|Other names|| Abbaye Royale d'Hautecombe|
Abbazia Reale di Altacomba
|Mother house||Clairvaux (1125-1790)|
|Dedicated to||Mary, Saint Irene, Saint Andrew the Apostle|
|Diocese||Roman Catholic Archdiocese of Chambéry|
|Founder(s)||Amadeus III, Count of Savoy|
|Heritage designation||Monument historique|
|Location||Saint-Pierre-de-Curtille, Savoy, France|
Hautecombe Abbey (French pronunciation: [otkb]; Latin: Altaecumbaeum) is a former Cistercian monastery, later a Benedictine monastery, in Saint-Pierre-de-Curtille near Aix-les-Bains in Savoy, France. For centuries it was the burial place of the members of the House of Savoy. It is visited by 150,000 tourists yearly.
The origins of Hautecombe lie in a religious community which was founded about 1101 in a narrow valley (or combe) near Lake Bourget by hermits from Aulps Abbey, near Lake Geneva. In about 1125 it was transferred to a site on the north-western shore of the lake under Mont du Chat, which had been granted to it by Amadeus III, Count of Savoy, who is named as the founder; and shortly afterwards it accepted the Cistercian Rule from Clairvaux.

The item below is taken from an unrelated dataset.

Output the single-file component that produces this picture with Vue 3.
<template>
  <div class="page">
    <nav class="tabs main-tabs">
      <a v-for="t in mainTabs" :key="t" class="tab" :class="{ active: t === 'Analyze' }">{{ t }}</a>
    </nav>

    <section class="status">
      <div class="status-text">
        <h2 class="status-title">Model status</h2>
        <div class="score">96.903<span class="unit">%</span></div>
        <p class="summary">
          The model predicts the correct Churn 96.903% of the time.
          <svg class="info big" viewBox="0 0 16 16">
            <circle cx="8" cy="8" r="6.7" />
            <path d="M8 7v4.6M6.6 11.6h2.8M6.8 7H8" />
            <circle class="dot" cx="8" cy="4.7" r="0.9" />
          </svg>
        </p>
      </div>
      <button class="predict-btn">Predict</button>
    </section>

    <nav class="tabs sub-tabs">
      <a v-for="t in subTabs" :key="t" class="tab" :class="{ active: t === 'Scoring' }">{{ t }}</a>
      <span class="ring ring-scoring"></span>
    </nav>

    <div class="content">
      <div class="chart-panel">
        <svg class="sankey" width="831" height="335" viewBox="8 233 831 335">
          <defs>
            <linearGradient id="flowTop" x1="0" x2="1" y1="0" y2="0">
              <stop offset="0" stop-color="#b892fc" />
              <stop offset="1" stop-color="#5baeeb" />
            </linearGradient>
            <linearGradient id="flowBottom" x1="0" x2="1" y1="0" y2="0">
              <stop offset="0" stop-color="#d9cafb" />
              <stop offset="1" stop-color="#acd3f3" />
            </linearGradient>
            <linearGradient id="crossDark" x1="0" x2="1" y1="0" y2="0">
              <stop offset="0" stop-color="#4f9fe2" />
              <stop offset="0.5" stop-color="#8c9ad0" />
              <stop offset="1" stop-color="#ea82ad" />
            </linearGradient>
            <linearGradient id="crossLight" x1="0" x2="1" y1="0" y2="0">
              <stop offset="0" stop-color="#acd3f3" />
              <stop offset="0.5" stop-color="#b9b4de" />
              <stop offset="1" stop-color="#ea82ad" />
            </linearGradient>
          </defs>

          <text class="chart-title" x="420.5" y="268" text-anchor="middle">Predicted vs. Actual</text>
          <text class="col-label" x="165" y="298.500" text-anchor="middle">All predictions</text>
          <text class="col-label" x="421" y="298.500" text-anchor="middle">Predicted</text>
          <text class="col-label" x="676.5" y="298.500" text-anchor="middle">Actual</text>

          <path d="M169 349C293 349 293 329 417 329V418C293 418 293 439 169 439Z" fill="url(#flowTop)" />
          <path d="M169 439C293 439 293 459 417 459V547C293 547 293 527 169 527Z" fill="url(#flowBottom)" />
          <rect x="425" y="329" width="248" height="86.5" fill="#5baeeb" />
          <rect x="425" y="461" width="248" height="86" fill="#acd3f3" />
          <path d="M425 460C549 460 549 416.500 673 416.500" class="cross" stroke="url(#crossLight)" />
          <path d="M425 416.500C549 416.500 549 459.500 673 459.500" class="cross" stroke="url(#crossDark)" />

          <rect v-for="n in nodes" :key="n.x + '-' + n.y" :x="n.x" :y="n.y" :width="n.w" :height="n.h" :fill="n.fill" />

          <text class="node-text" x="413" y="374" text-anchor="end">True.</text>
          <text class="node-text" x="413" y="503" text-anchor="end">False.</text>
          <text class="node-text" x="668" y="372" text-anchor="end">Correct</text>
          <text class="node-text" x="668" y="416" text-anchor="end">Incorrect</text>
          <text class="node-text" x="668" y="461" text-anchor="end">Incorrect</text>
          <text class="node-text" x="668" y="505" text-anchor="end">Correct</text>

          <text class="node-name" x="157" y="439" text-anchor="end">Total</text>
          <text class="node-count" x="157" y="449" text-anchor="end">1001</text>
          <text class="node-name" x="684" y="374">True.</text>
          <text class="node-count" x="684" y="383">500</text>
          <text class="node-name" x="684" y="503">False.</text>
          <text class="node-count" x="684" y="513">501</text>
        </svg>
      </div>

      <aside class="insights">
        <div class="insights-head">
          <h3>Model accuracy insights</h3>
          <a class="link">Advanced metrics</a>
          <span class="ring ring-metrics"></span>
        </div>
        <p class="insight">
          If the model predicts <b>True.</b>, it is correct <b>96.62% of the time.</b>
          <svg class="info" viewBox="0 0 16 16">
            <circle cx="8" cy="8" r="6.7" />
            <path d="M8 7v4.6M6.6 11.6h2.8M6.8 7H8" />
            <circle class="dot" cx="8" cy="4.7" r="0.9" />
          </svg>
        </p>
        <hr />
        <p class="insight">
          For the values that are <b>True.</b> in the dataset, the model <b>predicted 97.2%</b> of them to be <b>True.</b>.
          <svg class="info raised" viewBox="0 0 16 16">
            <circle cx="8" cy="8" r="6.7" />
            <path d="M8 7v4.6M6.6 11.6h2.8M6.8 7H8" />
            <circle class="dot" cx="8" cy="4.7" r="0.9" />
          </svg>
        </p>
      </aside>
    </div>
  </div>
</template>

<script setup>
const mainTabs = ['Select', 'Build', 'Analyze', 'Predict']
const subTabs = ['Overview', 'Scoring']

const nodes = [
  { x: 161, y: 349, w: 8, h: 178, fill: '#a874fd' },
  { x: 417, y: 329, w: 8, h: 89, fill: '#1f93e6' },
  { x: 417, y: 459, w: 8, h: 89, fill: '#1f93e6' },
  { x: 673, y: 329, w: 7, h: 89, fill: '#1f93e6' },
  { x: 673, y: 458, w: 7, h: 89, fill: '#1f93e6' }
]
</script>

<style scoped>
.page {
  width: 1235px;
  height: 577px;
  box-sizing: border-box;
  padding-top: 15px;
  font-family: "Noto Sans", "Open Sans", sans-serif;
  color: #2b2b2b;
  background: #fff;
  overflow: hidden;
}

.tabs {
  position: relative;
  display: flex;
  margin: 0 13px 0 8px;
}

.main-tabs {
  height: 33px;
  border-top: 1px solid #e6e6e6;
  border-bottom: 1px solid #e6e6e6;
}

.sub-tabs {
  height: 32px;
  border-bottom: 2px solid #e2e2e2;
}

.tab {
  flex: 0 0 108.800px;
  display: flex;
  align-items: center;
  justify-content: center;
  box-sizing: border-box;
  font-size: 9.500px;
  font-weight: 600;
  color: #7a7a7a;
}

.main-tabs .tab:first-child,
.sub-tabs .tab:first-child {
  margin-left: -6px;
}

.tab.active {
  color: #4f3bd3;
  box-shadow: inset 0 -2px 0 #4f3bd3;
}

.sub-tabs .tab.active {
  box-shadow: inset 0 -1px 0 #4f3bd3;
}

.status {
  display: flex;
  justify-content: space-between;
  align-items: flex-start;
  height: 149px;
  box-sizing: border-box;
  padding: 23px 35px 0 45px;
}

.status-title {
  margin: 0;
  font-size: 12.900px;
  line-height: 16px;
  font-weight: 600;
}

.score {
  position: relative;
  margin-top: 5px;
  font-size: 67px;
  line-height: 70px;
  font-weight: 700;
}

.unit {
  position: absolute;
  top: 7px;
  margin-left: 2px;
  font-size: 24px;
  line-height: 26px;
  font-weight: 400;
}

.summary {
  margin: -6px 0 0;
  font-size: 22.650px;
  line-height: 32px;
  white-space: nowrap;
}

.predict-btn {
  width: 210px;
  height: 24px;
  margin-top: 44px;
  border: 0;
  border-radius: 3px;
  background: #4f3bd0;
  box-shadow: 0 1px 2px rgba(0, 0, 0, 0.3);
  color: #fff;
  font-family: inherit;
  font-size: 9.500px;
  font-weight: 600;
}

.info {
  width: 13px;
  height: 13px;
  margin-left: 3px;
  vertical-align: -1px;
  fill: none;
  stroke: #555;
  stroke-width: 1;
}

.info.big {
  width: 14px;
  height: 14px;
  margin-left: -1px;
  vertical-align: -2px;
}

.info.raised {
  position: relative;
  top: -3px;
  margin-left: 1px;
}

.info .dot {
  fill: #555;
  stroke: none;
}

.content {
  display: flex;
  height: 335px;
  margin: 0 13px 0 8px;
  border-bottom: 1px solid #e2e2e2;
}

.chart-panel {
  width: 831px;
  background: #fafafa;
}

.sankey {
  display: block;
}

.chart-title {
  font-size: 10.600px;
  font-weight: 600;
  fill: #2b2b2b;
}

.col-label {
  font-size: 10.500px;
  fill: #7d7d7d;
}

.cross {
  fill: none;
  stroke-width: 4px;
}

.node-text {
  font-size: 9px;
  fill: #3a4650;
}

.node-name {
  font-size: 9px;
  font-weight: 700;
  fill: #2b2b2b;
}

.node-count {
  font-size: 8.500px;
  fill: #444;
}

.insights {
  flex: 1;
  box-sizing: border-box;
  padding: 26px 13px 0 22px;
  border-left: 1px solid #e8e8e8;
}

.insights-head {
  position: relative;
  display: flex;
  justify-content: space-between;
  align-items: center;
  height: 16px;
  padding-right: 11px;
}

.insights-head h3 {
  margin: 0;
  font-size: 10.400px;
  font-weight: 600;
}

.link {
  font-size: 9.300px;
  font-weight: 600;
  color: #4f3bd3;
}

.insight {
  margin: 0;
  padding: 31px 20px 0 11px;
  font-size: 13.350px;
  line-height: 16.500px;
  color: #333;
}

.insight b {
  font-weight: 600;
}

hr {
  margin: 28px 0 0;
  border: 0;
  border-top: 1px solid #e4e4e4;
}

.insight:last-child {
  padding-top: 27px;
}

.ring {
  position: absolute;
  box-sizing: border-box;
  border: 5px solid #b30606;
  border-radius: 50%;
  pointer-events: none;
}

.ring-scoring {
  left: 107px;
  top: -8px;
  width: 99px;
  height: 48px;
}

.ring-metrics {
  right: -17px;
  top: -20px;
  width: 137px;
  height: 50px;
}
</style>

The first abbot was Amadeus de Haute-Rive, afterwards Bishop of Lausanne. Two daughter-houses were founded from Hautecombe at an early date: Fossanova Abbey (afterwards called For Appio), in the diocese of Terracina in Italy, in 1135, and San Angelo de Petra, close to Constantinople, in 1214.
Hautecombe was for centuries the burial-place of the Counts and Dukes of Savoy. Count Humbert III, known as "Blessed", and his wife Anne were interred there in the latter part of the 12th century; and about a century later Boniface of Savoy, Archbishop of Canterbury (1245-1270), son of Count Thomas I of Savoy, was buried in the sanctuary of the abbey church. Aymon, Count of Savoy financed the expansion of a burial chapel at Hautecombe which was constructed from 1331 to 1342.

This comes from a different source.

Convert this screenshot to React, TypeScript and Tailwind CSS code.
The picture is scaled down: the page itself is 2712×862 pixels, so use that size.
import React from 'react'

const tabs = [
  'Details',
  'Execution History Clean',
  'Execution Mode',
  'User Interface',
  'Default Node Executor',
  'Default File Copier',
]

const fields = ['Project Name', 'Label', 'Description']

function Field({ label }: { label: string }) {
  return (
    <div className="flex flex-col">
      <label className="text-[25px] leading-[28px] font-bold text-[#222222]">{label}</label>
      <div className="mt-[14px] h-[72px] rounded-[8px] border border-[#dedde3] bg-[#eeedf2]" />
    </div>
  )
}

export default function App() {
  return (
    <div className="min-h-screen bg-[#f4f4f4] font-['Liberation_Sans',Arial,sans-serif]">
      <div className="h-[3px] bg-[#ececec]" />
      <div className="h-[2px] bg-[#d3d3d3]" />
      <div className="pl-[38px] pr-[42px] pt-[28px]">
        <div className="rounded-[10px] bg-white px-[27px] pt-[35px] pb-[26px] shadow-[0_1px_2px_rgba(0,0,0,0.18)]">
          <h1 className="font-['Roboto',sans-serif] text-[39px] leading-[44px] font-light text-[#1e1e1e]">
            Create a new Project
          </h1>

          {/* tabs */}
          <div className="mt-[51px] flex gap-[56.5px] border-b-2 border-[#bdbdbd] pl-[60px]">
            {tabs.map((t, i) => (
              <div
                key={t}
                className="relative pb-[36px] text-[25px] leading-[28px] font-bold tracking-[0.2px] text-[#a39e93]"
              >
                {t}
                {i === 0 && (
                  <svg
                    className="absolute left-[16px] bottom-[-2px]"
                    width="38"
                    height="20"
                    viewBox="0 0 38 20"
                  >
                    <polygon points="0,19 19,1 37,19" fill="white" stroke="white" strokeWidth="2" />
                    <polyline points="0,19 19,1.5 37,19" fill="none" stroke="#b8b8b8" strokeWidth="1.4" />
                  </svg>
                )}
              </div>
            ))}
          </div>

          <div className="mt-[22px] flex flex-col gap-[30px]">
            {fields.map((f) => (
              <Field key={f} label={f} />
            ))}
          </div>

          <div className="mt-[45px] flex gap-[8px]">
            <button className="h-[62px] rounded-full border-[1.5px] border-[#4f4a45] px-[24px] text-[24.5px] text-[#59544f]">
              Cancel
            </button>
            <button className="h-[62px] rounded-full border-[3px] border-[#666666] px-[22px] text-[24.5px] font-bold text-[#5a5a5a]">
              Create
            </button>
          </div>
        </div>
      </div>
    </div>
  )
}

The abbot Anthony of Savoy, a son of Charles Emmanuel I, was also buried there in 1673.
The abbey was restored (in a debased style) by one of the dukes about 1750, but it was secularized and sold in 1792, when the French entered Savoy, and was turned into a china-factory. King Charles Felix of Sardinia purchased the ruins in 1824, had the church re-constructed by the Piedmontese architect Ernest Melano in an exuberant Gothic-Romantic style, and restored it to the Cistercian Order. He and his queen, Maria Christina of the Two Sicilies, are buried in the Belley chapel, which forms a kind of vestibule to the church. Some 300 statues and many frescoes adorn the interior of the church, which is 66 metres (217 ft) long, with a transept 26 metres (85 ft) wide. Most of the tombs are little more than reproductions of the medieval monuments.
The Cistercians resettled the abbey from Turin, but the Italian monks soon left, and were replaced by others from Sénanque Abbey, who remained until about 1884. The premises were taken over by the Benedictines of Marseilles Priory in 1922, but in 1992 the monks left for Ganagobie Abbey in the Alpes-de-Haute-Provence, and the buildings are now administered by the Chemin Neuf Community, an ecumenical and charismatic Roman Catholic group.